_Work to do_:
Repeat the material verbatim and drop the pictures.

_Source excerpt_:
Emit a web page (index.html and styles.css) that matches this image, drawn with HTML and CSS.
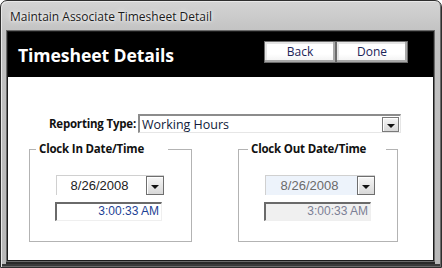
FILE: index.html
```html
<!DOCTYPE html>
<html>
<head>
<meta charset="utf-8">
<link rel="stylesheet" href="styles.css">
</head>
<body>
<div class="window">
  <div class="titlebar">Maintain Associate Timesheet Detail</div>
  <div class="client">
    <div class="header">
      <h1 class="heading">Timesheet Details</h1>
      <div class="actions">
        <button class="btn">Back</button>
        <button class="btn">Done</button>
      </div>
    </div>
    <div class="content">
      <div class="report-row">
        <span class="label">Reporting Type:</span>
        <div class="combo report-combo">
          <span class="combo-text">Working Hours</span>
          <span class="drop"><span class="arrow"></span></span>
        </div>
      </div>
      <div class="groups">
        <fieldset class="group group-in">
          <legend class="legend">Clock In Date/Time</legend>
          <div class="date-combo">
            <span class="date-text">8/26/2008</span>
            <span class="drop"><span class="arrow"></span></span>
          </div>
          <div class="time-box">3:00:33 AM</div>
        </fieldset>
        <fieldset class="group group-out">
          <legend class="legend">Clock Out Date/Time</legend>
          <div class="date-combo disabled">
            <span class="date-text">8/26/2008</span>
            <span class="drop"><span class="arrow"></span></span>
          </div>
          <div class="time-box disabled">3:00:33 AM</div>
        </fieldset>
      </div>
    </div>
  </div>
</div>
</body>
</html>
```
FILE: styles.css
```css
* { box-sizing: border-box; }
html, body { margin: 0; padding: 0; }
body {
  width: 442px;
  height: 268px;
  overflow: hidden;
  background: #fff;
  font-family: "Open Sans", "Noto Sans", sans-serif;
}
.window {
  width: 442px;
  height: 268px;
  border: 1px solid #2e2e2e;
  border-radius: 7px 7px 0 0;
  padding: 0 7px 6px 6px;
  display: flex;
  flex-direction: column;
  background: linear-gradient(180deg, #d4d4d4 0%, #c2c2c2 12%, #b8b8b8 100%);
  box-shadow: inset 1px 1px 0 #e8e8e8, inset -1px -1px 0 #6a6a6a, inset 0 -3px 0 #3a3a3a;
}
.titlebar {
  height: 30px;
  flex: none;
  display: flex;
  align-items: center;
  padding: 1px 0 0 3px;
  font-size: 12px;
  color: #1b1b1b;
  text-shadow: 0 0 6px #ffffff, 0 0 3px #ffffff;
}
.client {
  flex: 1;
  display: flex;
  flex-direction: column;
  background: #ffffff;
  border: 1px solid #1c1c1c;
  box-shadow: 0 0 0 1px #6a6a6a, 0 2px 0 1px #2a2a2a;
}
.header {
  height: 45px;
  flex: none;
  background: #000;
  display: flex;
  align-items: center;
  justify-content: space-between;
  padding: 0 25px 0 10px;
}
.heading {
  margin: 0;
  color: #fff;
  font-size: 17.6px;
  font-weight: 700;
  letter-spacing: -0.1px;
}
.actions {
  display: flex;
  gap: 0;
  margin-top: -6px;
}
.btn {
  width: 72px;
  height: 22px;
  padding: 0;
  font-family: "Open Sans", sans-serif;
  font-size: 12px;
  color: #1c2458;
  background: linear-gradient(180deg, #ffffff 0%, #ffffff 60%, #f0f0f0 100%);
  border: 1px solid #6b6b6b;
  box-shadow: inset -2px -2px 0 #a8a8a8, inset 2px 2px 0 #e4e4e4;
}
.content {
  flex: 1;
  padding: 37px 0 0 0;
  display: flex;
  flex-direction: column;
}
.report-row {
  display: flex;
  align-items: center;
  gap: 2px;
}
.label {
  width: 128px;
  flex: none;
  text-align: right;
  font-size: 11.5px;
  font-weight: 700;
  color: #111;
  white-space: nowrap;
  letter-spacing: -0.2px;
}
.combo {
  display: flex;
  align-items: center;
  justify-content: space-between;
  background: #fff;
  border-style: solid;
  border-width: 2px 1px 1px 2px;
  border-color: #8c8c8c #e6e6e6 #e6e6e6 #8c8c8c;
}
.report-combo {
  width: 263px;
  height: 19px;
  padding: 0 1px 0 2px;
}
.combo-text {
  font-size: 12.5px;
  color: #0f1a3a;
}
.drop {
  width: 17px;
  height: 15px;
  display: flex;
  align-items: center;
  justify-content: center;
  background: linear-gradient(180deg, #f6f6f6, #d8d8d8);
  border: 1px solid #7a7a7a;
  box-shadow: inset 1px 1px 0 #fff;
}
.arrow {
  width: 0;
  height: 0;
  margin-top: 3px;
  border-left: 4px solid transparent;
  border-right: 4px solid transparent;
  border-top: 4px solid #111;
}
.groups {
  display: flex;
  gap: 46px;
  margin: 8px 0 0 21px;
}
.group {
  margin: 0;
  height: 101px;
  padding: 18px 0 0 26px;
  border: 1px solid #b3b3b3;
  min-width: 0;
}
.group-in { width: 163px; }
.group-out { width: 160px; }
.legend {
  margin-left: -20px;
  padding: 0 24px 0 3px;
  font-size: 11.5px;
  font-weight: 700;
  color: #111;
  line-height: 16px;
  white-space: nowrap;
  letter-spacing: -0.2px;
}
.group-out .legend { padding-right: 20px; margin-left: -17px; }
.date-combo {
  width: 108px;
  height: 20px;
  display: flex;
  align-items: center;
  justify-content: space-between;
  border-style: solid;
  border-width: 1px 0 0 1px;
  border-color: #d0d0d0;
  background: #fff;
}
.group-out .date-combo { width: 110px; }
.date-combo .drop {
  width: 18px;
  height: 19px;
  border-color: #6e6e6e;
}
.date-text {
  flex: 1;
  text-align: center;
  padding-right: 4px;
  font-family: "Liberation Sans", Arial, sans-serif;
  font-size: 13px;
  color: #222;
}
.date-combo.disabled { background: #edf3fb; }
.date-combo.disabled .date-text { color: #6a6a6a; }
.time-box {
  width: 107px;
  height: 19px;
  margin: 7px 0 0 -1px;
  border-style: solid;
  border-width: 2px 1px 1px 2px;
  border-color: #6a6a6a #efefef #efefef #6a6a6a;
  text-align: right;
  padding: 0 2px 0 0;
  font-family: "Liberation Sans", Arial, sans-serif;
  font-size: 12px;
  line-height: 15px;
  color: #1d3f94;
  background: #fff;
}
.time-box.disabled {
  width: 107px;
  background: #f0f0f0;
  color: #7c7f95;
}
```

_Complete response_:
Emit a web page (index.html and styles.css) that matches this image, drawn with HTML and CSS.
FILE: index.html
```html
<!DOCTYPE html>
<html>
<head>
<meta charset="utf-8">
<link rel="stylesheet" href="styles.css">
</head>
<body>
<div class="window">
  <div class="titlebar">Maintain Associate Timesheet Detail</div>
  <div class="client">
    <div class="header">
      <h1 class="heading">Timesheet Details</h1>
      <div class="actions">
        <button class="btn">Back</button>
        <button class="btn">Done</button>
      </div>
    </div>
    <div class="content">
      <div class="report-row">
        <span class="label">Reporting Type:</span>
        <div class="combo report-combo">
          <span class="combo-text">Working Hours</span>
          <span class="drop"><span class="arrow"></span></span>
        </div>
      </div>
      <div class="groups">
        <fieldset class="group group-in">
          <legend class="legend">Clock In Date/Time</legend>
          <div class="date-combo">
            <span class="date-text">8/26/2008</span>
            <span class="drop"><span class="arrow"></span></span>
          </div>
          <div class="time-box">3:00:33 AM</div>
        </fieldset>
        <fieldset class="group group-out">
          <legend class="legend">Clock Out Date/Time</legend>
          <div class="date-combo disabled">
            <span class="date-text">8/26/2008</span>
            <span class="drop"><span class="arrow"></span></span>
          </div>
          <div class="time-box disabled">3:00:33 AM</div>
        </fieldset>
      </div>
    </div>
  </div>
</div>
</body>
</html>
```
FILE: styles.css
```css
* { box-sizing: border-box; }
html, body { margin: 0; padding: 0; }
body {
  width: 442px;
  height: 268px;
  overflow: hidden;
  background: #fff;
  font-family: "Open Sans", "Noto Sans", sans-serif;
}
.window {
  width: 442px;
  height: 268px;
  border: 1px solid #2e2e2e;
  border-radius: 7px 7px 0 0;
  padding: 0 7px 6px 6px;
  display: flex;
  flex-direction: column;
  background: linear-gradient(180deg, #d4d4d4 0%, #c2c2c2 12%, #b8b8b8 100%);
  box-shadow: inset 1px 1px 0 #e8e8e8, inset -1px -1px 0 #6a6a6a, inset 0 -3px 0 #3a3a3a;
}
.titlebar {
  height: 30px;
  flex: none;
  display: flex;
  align-items: center;
  padding: 1px 0 0 3px;
  font-size: 12px;
  color: #1b1b1b;
  text-shadow: 0 0 6px #ffffff, 0 0 3px #ffffff;
}
.client {
  flex: 1;
  display: flex;
  flex-direction: column;
  background: #ffffff;
  border: 1px solid #1c1c1c;
  box-shadow: 0 0 0 1px #6a6a6a, 0 2px 0 1px #2a2a2a;
}
.header {
  height: 45px;
  flex: none;
  background: #000;
  display: flex;
  align-items: center;
  justify-content: space-between;
  padding: 0 25px 0 10px;
}
.heading {
  margin: 0;
  color: #fff;
  font-size: 17.6px;
  font-weight: 700;
  letter-spacing: -0.1px;
}
.actions {
  display: flex;
  gap: 0;
  margin-top: -6px;
}
.btn {
  width: 72px;
  height: 22px;
  padding: 0;
  font-family: "Open Sans", sans-serif;
  font-size: 12px;
  color: #1c2458;
  background: linear-gradient(180deg, #ffffff 0%, #ffffff 60%, #f0f0f0 100%);
  border: 1px solid #6b6b6b;
  box-shadow: inset -2px -2px 0 #a8a8a8, inset 2px 2px 0 #e4e4e4;
}
.content {
  flex: 1;
  padding: 37px 0 0 0;
  display: flex;
  flex-direction: column;
}
.report-row {
  display: flex;
  align-items: center;
  gap: 2px;
}
.label {
  width: 128px;
  flex: none;
  text-align: right;
  font-size: 11.5px;
  font-weight: 700;
  color: #111;
  white-space: nowrap;
  letter-spacing: -0.2px;
}
.combo {
  display: flex;
  align-items: center;
  justify-content: space-between;
  background: #fff;
  border-style: solid;
  border-width: 2px 1px 1px 2px;
  border-color: #8c8c8c #e6e6e6 #e6e6e6 #8c8c8c;
}
.report-combo {
  width: 263px;
  height: 19px;
  padding: 0 1px 0 2px;
}
.combo-text {
  font-size: 12.5px;
  color: #0f1a3a;
}
.drop {
  width: 17px;
  height: 15px;
  display: flex;
  align-items: center;
  justify-content: center;
  background: linear-gradient(180deg, #f6f6f6, #d8d8d8);
  border: 1px solid #7a7a7a;
  box-shadow: inset 1px 1px 0 #fff;
}
.arrow {
  width: 0;
  height: 0;
  margin-top: 3px;
  border-left: 4px solid transparent;
  border-right: 4px solid transparent;
  border-top: 4px solid #111;
}
.groups {
  display: flex;
  gap: 46px;
  margin: 8px 0 0 21px;
}
.group {
  margin: 0;
  height: 101px;
  padding: 18px 0 0 26px;
  border: 1px solid #b3b3b3;
  min-width: 0;
}
.group-in { width: 163px; }
.group-out { width: 160px; }
.legend {
  margin-left: -20px;
  padding: 0 24px 0 3px;
  font-size: 11.5px;
  font-weight: 700;
  color: #111;
  line-height: 16px;
  white-space: nowrap;
  letter-spacing: -0.2px;
}
.group-out .legend { padding-right: 20px; margin-left: -17px; }
.date-combo {
  width: 108px;
  height: 20px;
  display: flex;
  align-items: center;
  justify-content: space-between;
  border-style: solid;
  border-width: 1px 0 0 1px;
  border-color: #d0d0d0;
  background: #fff;
}
.group-out .date-combo { width: 110px; }
.date-combo .drop {
  width: 18px;
  height: 19px;
  border-color: #6e6e6e;
}
.date-text {
  flex: 1;
  text-align: center;
  padding-right: 4px;
  font-family: "Liberation Sans", Arial, sans-serif;
  font-size: 13px;
  color: #222;
}
.date-combo.disabled { background: #edf3fb; }
.date-combo.disabled .date-text { color: #6a6a6a; }
.time-box {
  width: 107px;
  height: 19px;
  margin: 7px 0 0 -1px;
  border-style: solid;
  border-width: 2px 1px 1px 2px;
  border-color: #6a6a6a #efefef #efefef #6a6a6a;
  text-align: right;
  padding: 0 2px 0 0;
  font-family: "Liberation Sans", Arial, sans-serif;
  font-size: 12px;
  line-height: 15px;
  color: #1d3f94;
  background: #fff;
}
.time-box.disabled {
  width: 107px;
  background: #f0f0f0;
  color: #7c7f95;
}
```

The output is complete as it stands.